-- WHAT YOU SHOULD DO --
Pictures stay out of the copy; set down each line of the listing below exactly.

-- INFORMATION PROVIDED --
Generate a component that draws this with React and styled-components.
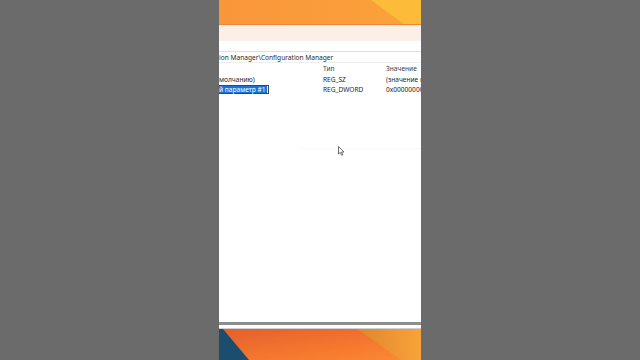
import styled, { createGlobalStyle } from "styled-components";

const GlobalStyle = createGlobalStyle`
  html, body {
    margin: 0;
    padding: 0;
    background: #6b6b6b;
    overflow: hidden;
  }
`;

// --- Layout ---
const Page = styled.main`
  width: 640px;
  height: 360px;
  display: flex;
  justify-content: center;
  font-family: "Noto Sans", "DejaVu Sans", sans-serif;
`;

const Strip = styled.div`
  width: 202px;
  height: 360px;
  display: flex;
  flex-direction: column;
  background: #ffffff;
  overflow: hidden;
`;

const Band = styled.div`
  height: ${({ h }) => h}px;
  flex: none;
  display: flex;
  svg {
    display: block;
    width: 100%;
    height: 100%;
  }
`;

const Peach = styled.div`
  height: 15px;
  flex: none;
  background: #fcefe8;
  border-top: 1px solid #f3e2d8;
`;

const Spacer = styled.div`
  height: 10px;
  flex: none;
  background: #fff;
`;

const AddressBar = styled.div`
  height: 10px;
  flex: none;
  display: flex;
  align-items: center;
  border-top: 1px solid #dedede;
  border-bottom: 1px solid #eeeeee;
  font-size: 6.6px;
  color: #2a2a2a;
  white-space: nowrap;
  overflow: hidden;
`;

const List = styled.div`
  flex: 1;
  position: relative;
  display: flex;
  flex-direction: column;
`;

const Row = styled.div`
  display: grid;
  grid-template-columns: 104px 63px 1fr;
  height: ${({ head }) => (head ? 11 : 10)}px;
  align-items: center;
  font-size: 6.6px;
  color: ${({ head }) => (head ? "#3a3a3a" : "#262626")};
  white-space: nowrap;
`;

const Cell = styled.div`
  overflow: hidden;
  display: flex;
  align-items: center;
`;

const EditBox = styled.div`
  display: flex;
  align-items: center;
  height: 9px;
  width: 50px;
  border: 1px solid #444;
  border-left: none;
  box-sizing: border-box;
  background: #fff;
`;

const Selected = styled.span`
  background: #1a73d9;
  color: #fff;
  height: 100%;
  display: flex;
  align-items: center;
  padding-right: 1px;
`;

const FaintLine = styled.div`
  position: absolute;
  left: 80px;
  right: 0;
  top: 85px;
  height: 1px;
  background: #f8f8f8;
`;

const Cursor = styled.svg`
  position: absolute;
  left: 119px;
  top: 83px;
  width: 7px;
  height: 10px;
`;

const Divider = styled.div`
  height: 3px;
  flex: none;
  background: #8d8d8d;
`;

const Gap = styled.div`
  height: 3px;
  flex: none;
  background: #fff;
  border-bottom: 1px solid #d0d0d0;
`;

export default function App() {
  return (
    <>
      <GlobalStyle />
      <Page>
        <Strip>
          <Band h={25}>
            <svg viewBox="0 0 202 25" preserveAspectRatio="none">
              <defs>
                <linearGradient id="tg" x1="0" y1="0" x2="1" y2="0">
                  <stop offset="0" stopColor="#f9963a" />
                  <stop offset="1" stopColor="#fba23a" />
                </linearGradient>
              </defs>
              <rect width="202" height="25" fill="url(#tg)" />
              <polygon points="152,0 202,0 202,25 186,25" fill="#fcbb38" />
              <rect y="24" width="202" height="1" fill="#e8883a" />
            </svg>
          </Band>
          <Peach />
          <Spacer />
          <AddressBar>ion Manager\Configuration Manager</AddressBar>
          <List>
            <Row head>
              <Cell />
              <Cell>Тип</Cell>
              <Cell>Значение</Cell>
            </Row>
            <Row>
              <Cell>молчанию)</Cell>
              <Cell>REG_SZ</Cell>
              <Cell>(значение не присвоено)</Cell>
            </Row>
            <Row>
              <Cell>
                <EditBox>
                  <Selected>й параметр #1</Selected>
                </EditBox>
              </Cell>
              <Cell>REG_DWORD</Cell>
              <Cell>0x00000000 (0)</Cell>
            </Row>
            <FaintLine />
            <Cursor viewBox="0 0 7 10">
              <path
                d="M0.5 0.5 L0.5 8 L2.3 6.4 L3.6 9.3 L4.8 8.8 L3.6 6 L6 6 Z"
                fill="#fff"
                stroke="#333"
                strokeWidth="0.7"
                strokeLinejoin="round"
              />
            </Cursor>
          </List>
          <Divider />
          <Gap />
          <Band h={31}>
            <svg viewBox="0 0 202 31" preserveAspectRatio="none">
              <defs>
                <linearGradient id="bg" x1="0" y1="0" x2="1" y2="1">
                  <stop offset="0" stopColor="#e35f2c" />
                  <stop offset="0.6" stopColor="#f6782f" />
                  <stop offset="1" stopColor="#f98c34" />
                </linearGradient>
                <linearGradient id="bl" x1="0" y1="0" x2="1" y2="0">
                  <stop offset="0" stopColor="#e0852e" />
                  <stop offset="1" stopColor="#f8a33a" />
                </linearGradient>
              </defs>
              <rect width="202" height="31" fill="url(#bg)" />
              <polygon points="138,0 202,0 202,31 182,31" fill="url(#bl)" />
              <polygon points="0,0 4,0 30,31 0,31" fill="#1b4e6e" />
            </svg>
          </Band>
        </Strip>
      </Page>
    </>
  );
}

-- WRITTEN ANSWER --
Generate a component that draws this with React and styled-components.
import styled, { createGlobalStyle } from "styled-components";

const GlobalStyle = createGlobalStyle`
  html, body {
    margin: 0;
    padding: 0;
    background: #6b6b6b;
    overflow: hidden;
  }
`;

// --- Layout ---
const Page = styled.main`
  width: 640px;
  height: 360px;
  display: flex;
  justify-content: center;
  font-family: "Noto Sans", "DejaVu Sans", sans-serif;
`;

const Strip = styled.div`
  width: 202px;
  height: 360px;
  display: flex;
  flex-direction: column;
  background: #ffffff;
  overflow: hidden;
`;

const Band = styled.div`
  height: ${({ h }) => h}px;
  flex: none;
  display: flex;
  svg {
    display: block;
    width: 100%;
    height: 100%;
  }
`;

const Peach = styled.div`
  height: 15px;
  flex: none;
  background: #fcefe8;
  border-top: 1px solid #f3e2d8;
`;

const Spacer = styled.div`
  height: 10px;
  flex: none;
  background: #fff;
`;

const AddressBar = styled.div`
  height: 10px;
  flex: none;
  display: flex;
  align-items: center;
  border-top: 1px solid #dedede;
  border-bottom: 1px solid #eeeeee;
  font-size: 6.6px;
  color: #2a2a2a;
  white-space: nowrap;
  overflow: hidden;
`;

const List = styled.div`
  flex: 1;
  position: relative;
  display: flex;
  flex-direction: column;
`;

const Row = styled.div`
  display: grid;
  grid-template-columns: 104px 63px 1fr;
  height: ${({ head }) => (head ? 11 : 10)}px;
  align-items: center;
  font-size: 6.6px;
  color: ${({ head }) => (head ? "#3a3a3a" : "#262626")};
  white-space: nowrap;
`;

const Cell = styled.div`
  overflow: hidden;
  display: flex;
  align-items: center;
`;

const EditBox = styled.div`
  display: flex;
  align-items: center;
  height: 9px;
  width: 50px;
  border: 1px solid #444;
  border-left: none;
  box-sizing: border-box;
  background: #fff;
`;

const Selected = styled.span`
  background: #1a73d9;
  color: #fff;
  height: 100%;
  display: flex;
  align-items: center;
  padding-right: 1px;
`;

const FaintLine = styled.div`
  position: absolute;
  left: 80px;
  right: 0;
  top: 85px;
  height: 1px;
  background: #f8f8f8;
`;

const Cursor = styled.svg`
  position: absolute;
  left: 119px;
  top: 83px;
  width: 7px;
  height: 10px;
`;

const Divider = styled.div`
  height: 3px;
  flex: none;
  background: #8d8d8d;
`;

const Gap = styled.div`
  height: 3px;
  flex: none;
  background: #fff;
  border-bottom: 1px solid #d0d0d0;
`;

export default function App() {
  return (
    <>
      <GlobalStyle />
      <Page>
        <Strip>
          <Band h={25}>
            <svg viewBox="0 0 202 25" preserveAspectRatio="none">
              <defs>
                <linearGradient id="tg" x1="0" y1="0" x2="1" y2="0">
                  <stop offset="0" stopColor="#f9963a" />
                  <stop offset="1" stopColor="#fba23a" />
                </linearGradient>
              </defs>
              <rect width="202" height="25" fill="url(#tg)" />
              <polygon points="152,0 202,0 202,25 186,25" fill="#fcbb38" />
              <rect y="24" width="202" height="1" fill="#e8883a" />
            </svg>
          </Band>
          <Peach />
          <Spacer />
          <AddressBar>ion Manager\Configuration Manager</AddressBar>
          <List>
            <Row head>
              <Cell />
              <Cell>Тип</Cell>
              <Cell>Значение</Cell>
            </Row>
            <Row>
              <Cell>молчанию)</Cell>
              <Cell>REG_SZ</Cell>
              <Cell>(значение не присвоено)</Cell>
            </Row>
            <Row>
              <Cell>
                <EditBox>
                  <Selected>й параметр #1</Selected>
                </EditBox>
              </Cell>
              <Cell>REG_DWORD</Cell>
              <Cell>0x00000000 (0)</Cell>
            </Row>
            <FaintLine />
            <Cursor viewBox="0 0 7 10">
              <path
                d="M0.5 0.5 L0.5 8 L2.3 6.4 L3.6 9.3 L4.8 8.8 L3.6 6 L6 6 Z"
                fill="#fff"
                stroke="#333"
                strokeWidth="0.7"
                strokeLinejoin="round"
              />
            </Cursor>
          </List>
          <Divider />
          <Gap />
          <Band h={31}>
            <svg viewBox="0 0 202 31" preserveAspectRatio="none">
              <defs>
                <linearGradient id="bg" x1="0" y1="0" x2="1" y2="1">
                  <stop offset="0" stopColor="#e35f2c" />
                  <stop offset="0.6" stopColor="#f6782f" />
                  <stop offset="1" stopColor="#f98c34" />
                </linearGradient>
                <linearGradient id="bl" x1="0" y1="0" x2="1" y2="0">
                  <stop offset="0" stopColor="#e0852e" />
                  <stop offset="1" stopColor="#f8a33a" />
                </linearGradient>
              </defs>
              <rect width="202" height="31" fill="url(#bg)" />
              <polygon points="138,0 202,0 202,31 182,31" fill="url(#bl)" />
              <polygon points="0,0 4,0 30,31 0,31" fill="#1b4e6e" />
            </svg>
          </Band>
        </Strip>
      </Page>
    </>
  );
}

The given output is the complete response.